I was recently in stitches at Kieran Healy’s list of books he did not read this year. Like Kieran, my “job”, if you want to call it that, consists in large part of reading books. Despite this, I manage to not read with an astonishing pace and ferocity.
Just as Sherlock Holmes taught us to notice the dog that doesn’t bark, the books that one doesn’t read are an important intellectual influence. Many people – perhaps especially people my age – have been more influenced by authors talking about their books on podcasts than by the books themselves. And, as always, the ability of reviewers and critics to have strong opinions about books they have not read is astonishing.
In any case, and in homage to Kieran, the following are my ten favourite books that I did not read in 2023.

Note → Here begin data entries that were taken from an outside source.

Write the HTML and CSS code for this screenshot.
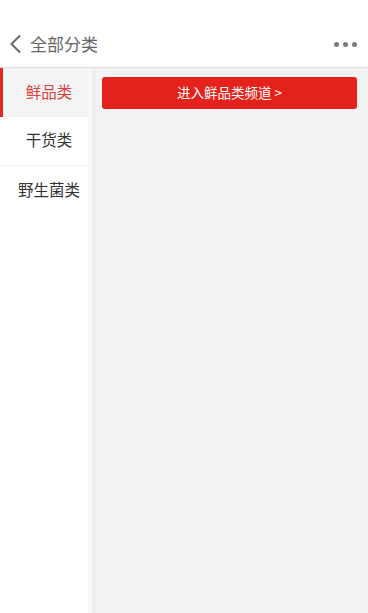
FILE: index.html
```html
<!DOCTYPE html>
<html lang="zh">
<head>
<meta charset="utf-8">
<title>全部分类</title>
<link rel="stylesheet" href="styles.css">
</head>
<body>
<div class="page">
  <header class="header">
    <div class="header-left">
      <svg class="back" width="14" height="20" viewBox="0 0 14 20"><path d="M11 1.5 L2.5 10 L11 18.5" fill="none" stroke="#666" stroke-width="2"/></svg>
      <span class="title">全部分类</span>
    </div>
    <div class="more"><i></i><i></i><i></i></div>
  </header>
  <div class="body">
    <nav class="sidebar">
      <div class="item active">鲜品类</div>
      <div class="item">干货类</div>
      <div class="item">野生菌类</div>
    </nav>
    <main class="content">
      <a class="enter-btn">进入鲜品类频道 &gt;</a>
    </main>
  </div>
</div>
</body>
</html>
```
FILE: styles.css
```css
* { box-sizing: border-box; }
html, body { margin: 0; padding: 0; height: 100%; }
body {
  font-family: "Noto Sans CJK SC", "Noto Sans", sans-serif;
  background: #fff;
}
.page {
  display: flex;
  flex-direction: column;
  height: 613px;
}
.header {
  height: 68px;
  padding-top: 21px;
  display: flex;
  align-items: center;
  justify-content: space-between;
  background: #fff;
  border-bottom: 1px solid #e3dcdc;
}
.header-left {
  display: flex;
  align-items: center;
  padding-left: 9px;
}
.back { display: block; margin-right: 7px; }
.title {
  font-size: 17px;
  color: #666;
  line-height: 20px;
}
.more {
  display: flex;
  gap: 4px;
  padding-right: 11px;
}
.more i {
  width: 5px;
  height: 5px;
  border-radius: 50%;
  background: #7a7a7a;
  display: block;
}
.body {
  flex: 1;
  display: flex;
}
.sidebar {
  width: 92px;
  flex: none;
  background: #fff;
  border-right: 4px solid #f8f8f8;
}
.item {
  height: 49px;
  display: flex;
  align-items: center;
  justify-content: center;
  padding: 0 0 4px 10px;
  font-size: 15.5px;
  color: #333;
  border-bottom: 1px solid #f2f2f2;
}
.item.active {
  background: #f4f4f4;
  color: #d9433d;
  border-left: 3px solid #e3281f;
  padding-left: 7px;
  border-bottom: none;
}
.item:last-child { border-bottom: none; }
.content {
  flex: 1;
  background: #f3f3f3;
  border-left: 4px solid #efefef;
  padding: 9px 11px 0 6px;
}
.enter-btn {
  display: flex;
  align-items: center;
  justify-content: center;
  height: 32px;
  padding-bottom: 3px;
  background: #e4221b;
  color: #fff;
  border-radius: 3px;
  font-size: 13.5px;
}
```
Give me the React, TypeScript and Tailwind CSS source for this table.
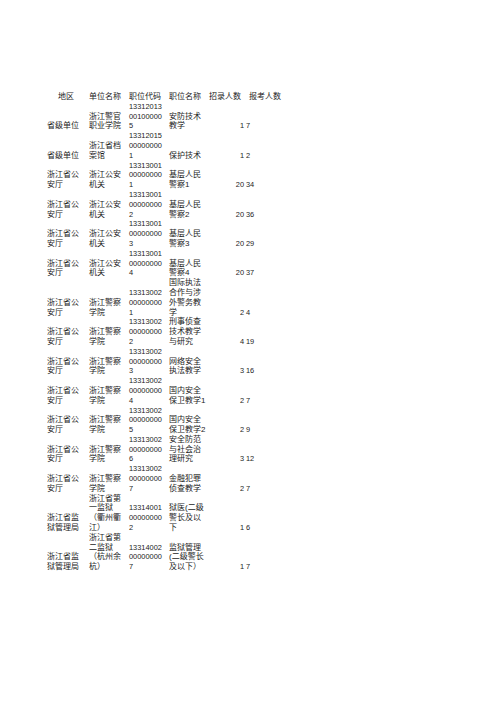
import React from 'react';

type Row = {
  lines: number;
  area: string[];
  unit: string[];
  code: string[];
  title: string[];
  hire: string;
  apply: string;
};

const rows: Row[] = [
  { lines: 3, area: ['省级单位'], unit: ['浙江警官', '职业学院'], code: ['13312013', '00100000', '5'], title: ['安防技术', '教学'], hire: '1', apply: '7' },
  { lines: 3, area: ['省级单位'], unit: ['浙江省档', '案馆'], code: ['13312015', '00000000', '1'], title: ['保护技术'], hire: '1', apply: '2' },
  { lines: 3, area: ['浙江省公', '安厅'], unit: ['浙江公安', '机关'], code: ['13313001', '00000000', '1'], title: ['基层人民', '警察1'], hire: '20', apply: '34' },
  { lines: 3, area: ['浙江省公', '安厅'], unit: ['浙江公安', '机关'], code: ['13313001', '00000000', '2'], title: ['基层人民', '警察2'], hire: '20', apply: '36' },
  { lines: 3, area: ['浙江省公', '安厅'], unit: ['浙江公安', '机关'], code: ['13313001', '00000000', '3'], title: ['基层人民', '警察3'], hire: '20', apply: '29' },
  { lines: 3, area: ['浙江省公', '安厅'], unit: ['浙江公安', '机关'], code: ['13313001', '00000000', '4'], title: ['基层人民', '警察4'], hire: '20', apply: '37' },
  { lines: 4, area: ['浙江省公', '安厅'], unit: ['浙江警察', '学院'], code: ['13313002', '00000000', '1'], title: ['国际执法', '合作与涉', '外警务教', '学'], hire: '2', apply: '4' },
  { lines: 3, area: ['浙江省公', '安厅'], unit: ['浙江警察', '学院'], code: ['13313002', '00000000', '2'], title: ['刑事侦查', '技术教学', '与研究'], hire: '4', apply: '19' },
  { lines: 3, area: ['浙江省公', '安厅'], unit: ['浙江警察', '学院'], code: ['13313002', '00000000', '3'], title: ['网络安全', '执法教学'], hire: '3', apply: '16' },
  { lines: 3, area: ['浙江省公', '安厅'], unit: ['浙江警察', '学院'], code: ['13313002', '00000000', '4'], title: ['国内安全', '保卫教学1'], hire: '2', apply: '7' },
  { lines: 3, area: ['浙江省公', '安厅'], unit: ['浙江警察', '学院'], code: ['13313002', '00000000', '5'], title: ['国内安全', '保卫教学2'], hire: '2', apply: '9' },
  { lines: 3, area: ['浙江省公', '安厅'], unit: ['浙江警察', '学院'], code: ['13313002', '00000000', '6'], title: ['安全防范', '与社会治', '理研究'], hire: '3', apply: '12' },
  { lines: 3, area: ['浙江省公', '安厅'], unit: ['浙江警察', '学院'], code: ['13313002', '00000000', '7'], title: ['金融犯罪', '侦查教学'], hire: '2', apply: '7' },
  { lines: 4, area: ['浙江省监', '狱管理局'], unit: ['浙江省第', '一监狱', '（衢州衢', '江）'], code: ['13314001', '00000000', '2'], title: ['狱医(二级', '警长及以', '下'], hire: '1', apply: '6' },
  { lines: 4, area: ['浙江省监', '狱管理局'], unit: ['浙江省第', '二监狱', '（杭州余', '杭）'], code: ['13314002', '00000000', '7'], title: ['监狱管理', '(二级警长', '及以下）'], hire: '1', apply: '7' },
];

function Cell({ lines, className = '' }: { lines: string[]; className?: string }) {
  return (
    <div className={`flex flex-col justify-end whitespace-nowrap ${className}`}>
      {lines.map((l, i) => (
        <div key={i}>{l}</div>
      ))}
    </div>
  );
}

const cols = 'grid grid-cols-[42px_40px_40px_40px_35px_40px]';

export default function App() {
  return (
    <div
      className="min-h-[702px] w-[496px] bg-white pt-[92px] pl-[47px] text-[8px] leading-[9.8px] text-[#1c1c1c]"
      style={{ fontFamily: '"Liberation Sans", "Noto Sans CJK SC", sans-serif' }}
    >
      <div className={cols}>
        <div className="pl-[11px]">地区</div>
        <div>单位名称</div>
        <div>职位代码</div>
        <div>职位名称</div>
        <div>招录人数</div>
        <div className="pl-[5px]">报考人数</div>
      </div>
      {rows.map((r, i) => (
        <div key={i} className={`${cols} ${r.lines === 4 ? 'h-[39.2px]' : 'h-[29.4px]'}`}>
          <Cell lines={r.area} />
          <Cell lines={r.unit} />
          <Cell lines={r.code} className="text-[7.4px]" />
          <Cell lines={r.title} />
          <Cell lines={[r.hire]} className="items-end text-[7.4px]" />
          <Cell lines={[r.apply]} className="pl-[2px] text-[7.4px]" />
        </div>
      ))}
    </div>
  );
}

Criteria for inclusion are: having tried and failed to get into the book, feeling guilty about not having read it, and feeling left out from discussions with my friends as a result.
I hope this list is not misconstrued as a case against abandoning books. As far as I’m concerned, the more books you abandon, the better. I have observed many friends and family read at a snail’s pace, because they are unwilling to jettison books that bore them. I read about 70 books to completion this year, but read sections from or abandoned perhaps 100 others. To abandon a book is not to claim it is bad; You must ask not only whether a book is right for you, but whether it’s the right time to read it.
The Iliad, Emily Wilson
I enjoyed reading Emily Wilson’s translation of the Odyssey earlier this year. But not only have I not read her new translation of the Iliad, I haven’t read the Iliad at all. While not reading her book, I read (and enjoyed) the profile of her in the New Yorker. More pathetically, I learned all the basic plot points in the Iliad because of how often they come up in pub quizzes. I have been so committed in my non-reading of this book that I don’t even own it.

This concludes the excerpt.